Essa letra não tem uma interpretação muito conclusiva e eu gosto disso, que cada um ouça o que lhe cabe da música. Mas o que eu entendo dessa frase e que acho que conectou com o que Tiago entendeu é que essa é uma geração pós-revolução cultural, que já viu mudanças de comportamento acontecendo em décadas passadas e que vive num momento meio pós tudo. Muita coisa já aconteceu, já foi inventada e dita, né. Mas ao mesmo tempo ainda assim existe muita coisa a ser feita, transformada e essa é uma geração que vive esses desafios de uma forma sutil. O que a Casa da Look me ofereceu de cara foi o fato de que eles vivem como uma comunidade mesmo, no meio dessa babilônia e eu entendo esse registro um documento desse momento deles vivendo juntos. Por um lado meio anarquista e por outro já conectado com dinâmicas da imagem e tecnologias, com o parecer ser, que é algo que essa geração já nasceu inserida. Eles entendem isso e dialogam com isso tocando o foda-se. Essas sutilezas de relação com a mídia, com poderes institucionalizados que eles nem se preocupam em negar porque eles simplesmente nem contam com isso, não tão nem aí. Eu acho isso sinceramente o que há de mais interessante hoje. Pra mim isso é uma fonte de respostas pra várias das paranoias que a gente ainda tem.

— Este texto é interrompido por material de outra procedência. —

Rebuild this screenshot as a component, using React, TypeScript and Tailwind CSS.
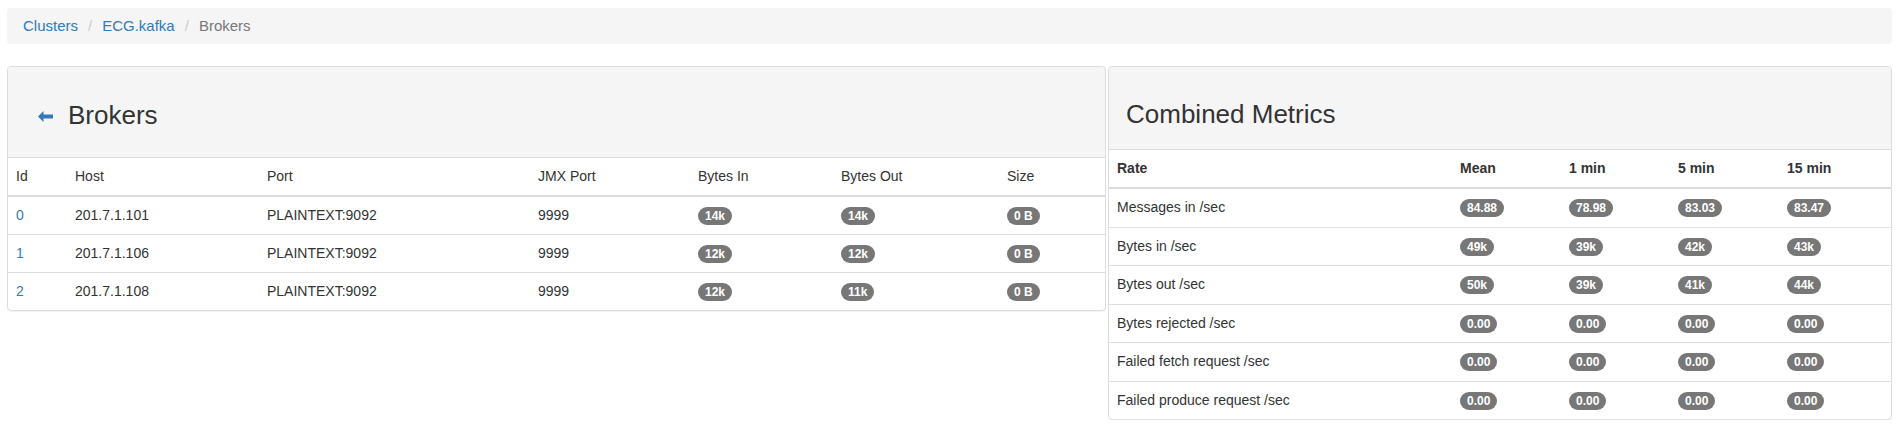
import clsx from 'clsx';

const BROKERS = [
  { id: 0, host: '201.7.1.101', port: 'PLAINTEXT:9092', jmx: '9999', bytesIn: '14k', bytesOut: '14k', size: '0 B' },
  { id: 1, host: '201.7.1.106', port: 'PLAINTEXT:9092', jmx: '9999', bytesIn: '12k', bytesOut: '12k', size: '0 B' },
  { id: 2, host: '201.7.1.108', port: 'PLAINTEXT:9092', jmx: '9999', bytesIn: '12k', bytesOut: '11k', size: '0 B' },
];

const METRICS: [string, string, string, string, string][] = [
  ['Messages in /sec', '84.88', '78.98', '83.03', '83.47'],
  ['Bytes in /sec', '49k', '39k', '42k', '43k'],
  ['Bytes out /sec', '50k', '39k', '41k', '44k'],
  ['Bytes rejected /sec', '0.00', '0.00', '0.00', '0.00'],
  ['Failed fetch request /sec', '0.00', '0.00', '0.00', '0.00'],
  ['Failed produce request /sec', '0.00', '0.00', '0.00', '0.00'],
];

function Badge({ children }: { children: React.ReactNode }) {
  return (
    <span className="inline-block rounded-[10px] bg-[#777] px-[7px] py-[3px] align-middle text-[12px] leading-none font-bold text-white">
      {children}
    </span>
  );
}

function ArrowLeft() {
  return (
    <svg width="15" height="11" viewBox="0 0 15 11" className="fill-[#337ab7]">
      <path d="M0 5.5 L5.5 0 V3.5 H15 V7.5 H5.5 V11 Z" />
    </svg>
  );
}

export default function App() {
  // brokers table has plain headers, metrics table has bold ones
  const th = 'px-2 py-2 text-left font-normal leading-[21px] border-b-2 border-[#ddd]';
  const thBold = 'px-2 py-2 text-left font-bold leading-[21px] border-b-2 border-[#ddd]';
  const td = 'px-2 py-2 leading-[21px] border-t border-[#ddd]';
  const tdMetric = 'px-2 py-2 leading-[21.5px] border-t border-[#ddd]';

  return (
    <div className="bg-white pl-[7px] pr-[9px] pt-[8px] text-[14px] text-[#333] font-['Liberation_Sans',Arial,sans-serif]">
      {/* breadcrumb */}
      <div className="flex h-[36px] items-center rounded-[4px] bg-[#f5f5f5] pl-[16px] text-[15px]">
        <a className="text-[#337ab7]">Clusters</a>
        <span className="px-[10px] text-[#ccc]">/</span>
        <a className="text-[#337ab7]">ECG.kafka</a>
        <span className="px-[10px] text-[#ccc]">/</span>
        <span className="text-[#777]">Brokers</span>
      </div>

      <div className="mt-[22px] flex items-start gap-[2px]">
        {/* Brokers panel */}
        <div className="w-[1099px] rounded-[4px] border border-[#ddd] shadow-[0_1px_1px_rgba(0,0,0,0.05)]">
          <div className="flex h-[91px] items-start gap-[15px] rounded-t-[4px] border-b border-[#ddd] bg-[#f5f5f5] pl-[30px] pt-[34px]">
            <span className="mt-[10px]"><ArrowLeft /></span>
            <h3 className="text-[26px] leading-[1.1]">Brokers</h3>
          </div>
          <table className="w-full table-fixed border-collapse">
            <thead>
              <tr>
                <th className={clsx(th, 'w-[59px]')}>Id</th>
                <th className={clsx(th, 'w-[192px]')}>Host</th>
                <th className={clsx(th, 'w-[271px]')}>Port</th>
                <th className={clsx(th, 'w-[160px]')}>JMX Port</th>
                <th className={clsx(th, 'w-[143px]')}>Bytes In</th>
                <th className={clsx(th, 'w-[166px]')}>Bytes Out</th>
                <th className={th}>Size</th>
              </tr>
            </thead>
            <tbody>
              {BROKERS.map(b => (
                <tr key={b.id}>
                  <td className={td}><a className="text-[#337ab7]">{b.id}</a></td>
                  <td className={td}>{b.host}</td>
                  <td className={td}>{b.port}</td>
                  <td className={td}>{b.jmx}</td>
                  <td className={td}><Badge>{b.bytesIn}</Badge></td>
                  <td className={td}><Badge>{b.bytesOut}</Badge></td>
                  <td className={td}><Badge>{b.size}</Badge></td>
                </tr>
              ))}
            </tbody>
          </table>
        </div>

        {/* Combined metrics panel */}
        <div className="flex-1 rounded-[4px] border border-[#ddd] shadow-[0_1px_1px_rgba(0,0,0,0.05)]">
          <div className="h-[83px] rounded-t-[4px] border-b border-[#ddd] bg-[#f5f5f5] pl-[17px] pt-[33px]">
            <h3 className="text-[26px] leading-[1.1]">Combined Metrics</h3>
          </div>
          <table className="w-full table-fixed border-collapse">
            <thead>
              <tr>
                <th className={clsx(thBold, 'w-[343px]')}>Rate</th>
                <th className={clsx(thBold, 'w-[109px]')}>Mean</th>
                <th className={clsx(thBold, 'w-[109px]')}>1 min</th>
                <th className={clsx(thBold, 'w-[109px]')}>5 min</th>
                <th className={thBold}>15 min</th>
              </tr>
            </thead>
            <tbody>
              {METRICS.map(([label, ...vals]) => (
                <tr key={label}>
                  <td className={tdMetric}>{label}</td>
                  {vals.map((v, i) => (
                    <td key={i} className={tdMetric}>
                      <Badge>{v}</Badge>
                    </td>
                  ))}
                </tr>
              ))}
            </tbody>
          </table>
        </div>
      </div>
    </div>
  );
}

E como se deu o contato de vocês com essa galera?
A gente chegou de uma forma bem devagar e respeitosa, por entender que a galera tinha seus critérios de aproximação. Chegamos através de amigos em comum pra uma conversa, só pra ver como ia bater essa relação e pra nossa sorte bateu muito bem. E eles entenderam que a gente queria simplesmente que o estilo de vida deles fosse o que ia ilustrar essa música. A relação de antemão já era de admiração. Acho que é muito admirável quem faz o quer da própria vida e assume a responsabilidade disso. A gente vive as noias do cotidiano, de ponderar muita coisa em função das necessidades e influências externas e é muito admirável quem vive da forma que pensa e assume todos os riscos disso. Acho que no final das contas rolou uma troca mútua. A gente pode observar e conviver com esse estilo de vida e eles também puderam absorver algo com a gente, ter esse momento tão rico da vida deles documentado. A gente sentiu que foi prazeroso pra eles também.

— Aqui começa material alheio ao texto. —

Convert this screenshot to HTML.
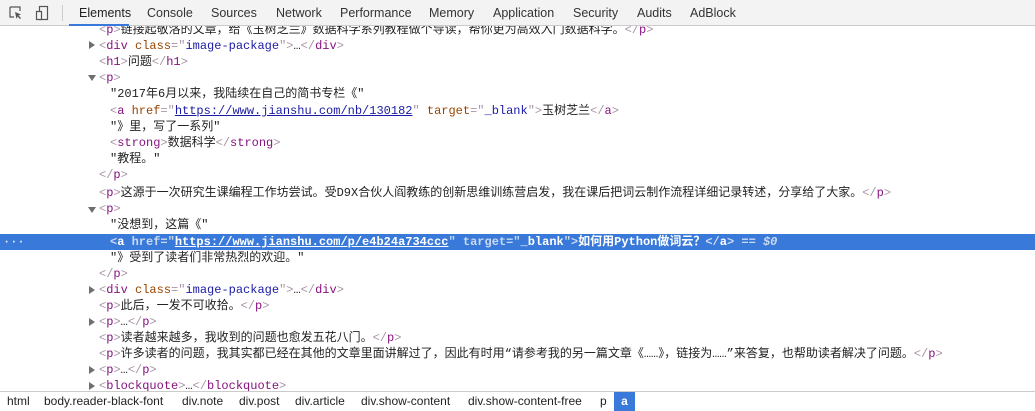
<!DOCTYPE html>
<html><head><meta charset="utf-8"><style>
*{margin:0;padding:0;box-sizing:border-box}
body{width:1035px;height:410px;overflow:hidden;background:#fff;position:relative;font-family:"Liberation Mono","Noto Sans CJK SC",monospace;font-size:12px;color:#222}
.tb{position:absolute;left:0;top:0;width:1035px;height:26px;background:#f3f3f3;border-bottom:1px solid #cbcbcb;font-family:"Liberation Sans",sans-serif;font-size:12.5px;color:#333;z-index:2}
.tb span{position:absolute;top:6px}
.ul{position:absolute;left:69px;top:24px;width:60px;height:2px;background:#3879d9}
.ln{position:absolute;left:0;width:1035px;height:16px;line-height:16px;white-space:pre}
.t{color:#881280}.b{color:#a894a6}.an{color:#994500}.av{color:#1a1aa6}.u{text-decoration:underline}
.rt{position:absolute;left:89px;width:0;height:0;border-top:4px solid transparent;border-bottom:4px solid transparent;border-left:6px solid #6e6e6e}
.dn{position:absolute;left:88px;width:0;height:0;border-left:4px solid transparent;border-right:4px solid transparent;border-top:6px solid #6e6e6e}
.sel{background:#3879d9;color:#fff;font-weight:bold}
.sel .t,.sel .an,.sel .av{color:#fff}.sel .b{color:#cbd9f0}
.bc{position:absolute;left:0;top:391px;width:1035px;height:19px;border-top:1px solid #cbcbcb;background:#fff;font-family:"Liberation Sans",sans-serif;font-size:12px;color:#222}
.bc span{position:absolute;top:2px}
</style></head><body>
<div class="tb">
<svg style="position:absolute;left:9px;top:6px" width="14" height="14" viewBox="0 0 14 14"><path d="M1 1h10v4M1 1v10h4" fill="none" stroke="#555" stroke-width="1.2"/><path d="M6 6l6 2.5-2.5 1 2.5 2.5-1 1-2.5-2.5-1 2.5z" fill="#555"/></svg>
<svg style="position:absolute;left:35px;top:5px" width="14" height="16" viewBox="0 0 14 16"><rect x="4.5" y="1.5" width="8" height="13" fill="none" stroke="#555" stroke-width="1.2"/><rect x="1.5" y="6.5" width="5" height="8" fill="#f3f3f3" stroke="#555" stroke-width="1.2"/></svg>
<div style="position:absolute;left:62px;top:5px;width:1px;height:16px;background:#ccc"></div>
<span style="left:79px;color:#222">Elements</span><span style="left:147px">Console</span><span style="left:211px">Sources</span><span style="left:276px">Network</span><span style="left:340px">Performance</span><span style="left:429px">Memory</span><span style="left:493px">Application</span><span style="left:573px">Security</span><span style="left:637px">Audits</span><span style="left:690px">AdBlock</span>
<div class="ul"></div>
</div>

<div class="ln" style="top:22px;padding-left:99px"><span class="b">&lt;</span><span class="t">p</span><span class="b">&gt;</span>链接起敬洛的文章，给《玉树芝兰》数据科学系列教程做个导读，帮你更为高效入门数据科学。<span class="b">&lt;/</span><span class="t">p</span><span class="b">&gt;</span></div>
<div class="ln" style="top:38px;padding-left:99px"><span class="b">&lt;</span><span class="t">div</span> <span class="an">class</span><span class="b">="</span><span class="av">image-package</span><span class="b">"&gt;</span>…<span class="b">&lt;/</span><span class="t">div</span><span class="b">&gt;</span></div>
<div class="ln" style="top:54px;padding-left:99px"><span class="b">&lt;</span><span class="t">h1</span><span class="b">&gt;</span>问题<span class="b">&lt;/</span><span class="t">h1</span><span class="b">&gt;</span></div>
<div class="ln" style="top:70px;padding-left:99px"><span class="b">&lt;</span><span class="t">p</span><span class="b">&gt;</span></div>
<div class="ln" style="top:86px;padding-left:110px">"2017年6月以来，我陆续在自己的简书专栏《"</div>
<div class="ln" style="top:103px;padding-left:110px"><span class="b">&lt;</span><span class="t">a</span> <span class="an">href</span><span class="b">="</span><span class="av u">https://www.jianshu.com/nb/130182</span><span class="b">"</span> <span class="an">target</span><span class="b">="</span><span class="av">_blank</span><span class="b">"&gt;</span>玉树芝兰<span class="b">&lt;/</span><span class="t">a</span><span class="b">&gt;</span></div>
<div class="ln" style="top:119px;padding-left:110px">"》里，写了一系列"</div>
<div class="ln" style="top:135px;padding-left:110px"><span class="b">&lt;</span><span class="t">strong</span><span class="b">&gt;</span>数据科学<span class="b">&lt;/</span><span class="t">strong</span><span class="b">&gt;</span></div>
<div class="ln" style="top:151px;padding-left:110px">"教程。"</div>
<div class="ln" style="top:167px;padding-left:99px"><span class="b">&lt;/</span><span class="t">p</span><span class="b">&gt;</span></div>
<div class="ln" style="top:185px;padding-left:99px"><span class="b">&lt;</span><span class="t">p</span><span class="b">&gt;</span>这源于一次研究生课编程工作坊尝试。受D9X合伙人阎教练的创新思维训练营启发，我在课后把词云制作流程详细记录转述，分享给了大家。<span class="b">&lt;/</span><span class="t">p</span><span class="b">&gt;</span></div>
<div class="ln" style="top:201px;padding-left:99px"><span class="b">&lt;</span><span class="t">p</span><span class="b">&gt;</span></div>
<div class="ln" style="top:217px;padding-left:110px">"没想到，这篇《"</div>
<div class="ln sel" style="top:234px;padding-left:110px"><span style="position:absolute;left:3px;font-weight:normal">···</span><span class="b">&lt;</span><span class="t">a</span> <span class="an" style="color:#cbd9f0">href</span><span class="b">="</span><span class="av u">https://www.jianshu.com/p/e4b24a734ccc</span><span class="b">"</span> <span class="an" style="color:#cbd9f0">target</span><span class="b">="</span><span class="av">_blank</span><span class="b">"&gt;</span>如何用Python做词云？<span class="b">&lt;/</span><span class="t">a</span><span class="b">&gt;</span> <span style="color:#cbd9f0;font-style:italic">== $0</span></div>
<div class="ln" style="top:250px;padding-left:110px">"》受到了读者们非常热烈的欢迎。"</div>
<div class="ln" style="top:266px;padding-left:99px"><span class="b">&lt;/</span><span class="t">p</span><span class="b">&gt;</span></div>
<div class="ln" style="top:282px;padding-left:99px"><span class="b">&lt;</span><span class="t">div</span> <span class="an">class</span><span class="b">="</span><span class="av">image-package</span><span class="b">"&gt;</span>…<span class="b">&lt;/</span><span class="t">div</span><span class="b">&gt;</span></div>
<div class="ln" style="top:298px;padding-left:99px"><span class="b">&lt;</span><span class="t">p</span><span class="b">&gt;</span>此后，一发不可收拾。<span class="b">&lt;/</span><span class="t">p</span><span class="b">&gt;</span></div>
<div class="ln" style="top:314px;padding-left:99px"><span class="b">&lt;</span><span class="t">p</span><span class="b">&gt;</span>…<span class="b">&lt;/</span><span class="t">p</span><span class="b">&gt;</span></div>
<div class="ln" style="top:330px;padding-left:99px"><span class="b">&lt;</span><span class="t">p</span><span class="b">&gt;</span>读者越来越多，我收到的问题也愈发五花八门。<span class="b">&lt;/</span><span class="t">p</span><span class="b">&gt;</span></div>
<div class="ln" style="top:346px;padding-left:99px"><span class="b">&lt;</span><span class="t">p</span><span class="b">&gt;</span>许多读者的问题，我其实都已经在其他的文章里面讲解过了，因此有时用“请参考我的另一篇文章《……》，链接为……”来答复，也帮助读者解决了问题。<span class="b">&lt;/</span><span class="t">p</span><span class="b">&gt;</span></div>
<div class="ln" style="top:362px;padding-left:99px"><span class="b">&lt;</span><span class="t">p</span><span class="b">&gt;</span>…<span class="b">&lt;/</span><span class="t">p</span><span class="b">&gt;</span></div>
<div class="ln" style="top:378px;padding-left:99px"><span class="b">&lt;</span><span class="t">blockquote</span><span class="b">&gt;</span>…<span class="b">&lt;/</span><span class="t">blockquote</span><span class="b">&gt;</span></div>

<div class="rt" style="top:41px"></div>
<div class="dn" style="top:75px"></div>
<div class="dn" style="top:207px"></div>
<div class="rt" style="top:286px"></div>
<div class="rt" style="top:318px"></div>
<div class="rt" style="top:366px"></div>
<div class="rt" style="top:382px"></div>

<div class="bc">
<span style="left:7px">html</span><span style="left:44px">body.reader-black-font</span><span style="left:182px">div.note</span><span style="left:239px">div.post</span><span style="left:295px">div.article</span><span style="left:361px">div.show-content</span><span style="left:468px">div.show-content-free</span><span style="left:600px">p</span>
<div style="position:absolute;left:614px;top:0;width:21px;height:19px;background:#3879d9;color:#fff;text-align:center;line-height:18px;font-weight:bold">a</div>
</div>
</body></html>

Como foi o processo de produção?
Inicialmente a gente pensava em gravar na Casa da Look e na rua. Mas a gente acabou fazendo no morro, que é onde eles vivem e as cenas de mais movimento foram em estúdio, onde a gente poderia ter um controle maior e criar a atmosfera de sonho que queríamos pro vídeo. Tivemos essa ideia de pintar o estúdio todo de branco e fazer como se ali estivesse acontecendo uma coisa meio onírica, como se eles estivessem indo pra o rolé dos sonhos, livre, sem paredes, sem chão.

Recentemente você fez algumas parcerias com o Ministereo Público, soundsystem que é um dos principais pilares da cultura jamaicana na Bahia. Como foi isso?
Não foi algo muito planejado. Eu já era fã deles, desde as Quintas Dancehall (festa realizada há anos pelo Ministereo), mas só esse ano a gente passou a trabalhar junto, acredito que em função de eu ter direcionado meu trampo um pouco pra esse lado de pesquisas da música jamaicana. Meu show era um show de assistir sentado, em teatro, e naturalmente isso foi mudando pra algo que hoje conversa mais com o corpo. Nossa produtora em comum (Tati Lírio) também ajudou bastante nesse encontro, quando ela viu que eu vinha seguindo esse caminho ela propôs essa parceria e fluiu legal. Eu tenho sorte de estar com pessoas que são da cultura de rua 100%, como o Ministereo Público e a galera da Lookdatshit, até porque eu não sou da rua, eu preciso falar isso. Essa não é exatamente a minha vivência, mas tem muita sinceridade na minha relação com isso e a galera sente. No Ministereo também acho que existe uma troca, eu chego com outras referências que os meninos gostam e aprendo muito sobre essa dinâmica de tocar na rua.

Você já faz música há bastante tempo, mas só de 2016 pra cá “botou a cara” de forma mais intensa. Por que essa demora?
Eu comecei a compor com mais frequência em 2008. Mas eu não entrei na música pela porta da frente, foi pelas laterais. Eu trabalhava em rádio, como produtora de programas de música, entrevistava todo mundo dessa galera aí que hoje são meus colegas. Depois ainda fui trabalhar com edição de som, estudei os programas de áudio e tal. Havia também um pouco de medo, porque a música está num lugar tão caro pra mim que eu pensava “quem sou eu pra ficar dizendo q eu sou cantora, compositora…”. O preciosismo falava muito alto e eu demorei pra me apresentar como uma pessoa que faz música. Do ano passado pra cá realmente os convites foram aumentando, assim como as conexões dentro da música. Eu acho que tudo isso foi natural, do tempo que eu precisei mesmo, até sentir que era a hora de assumir. Às vezes eu me acho meio temporão, aquele fruto que aparece depois da estação. Não que exista uma idade certa pra algo acontecer, mas o que eu tô fazendo agora eu já queria fazer há muito tempo, mas acredito que agora é o tempo certo para as coisas estarem acontecendo mesmo.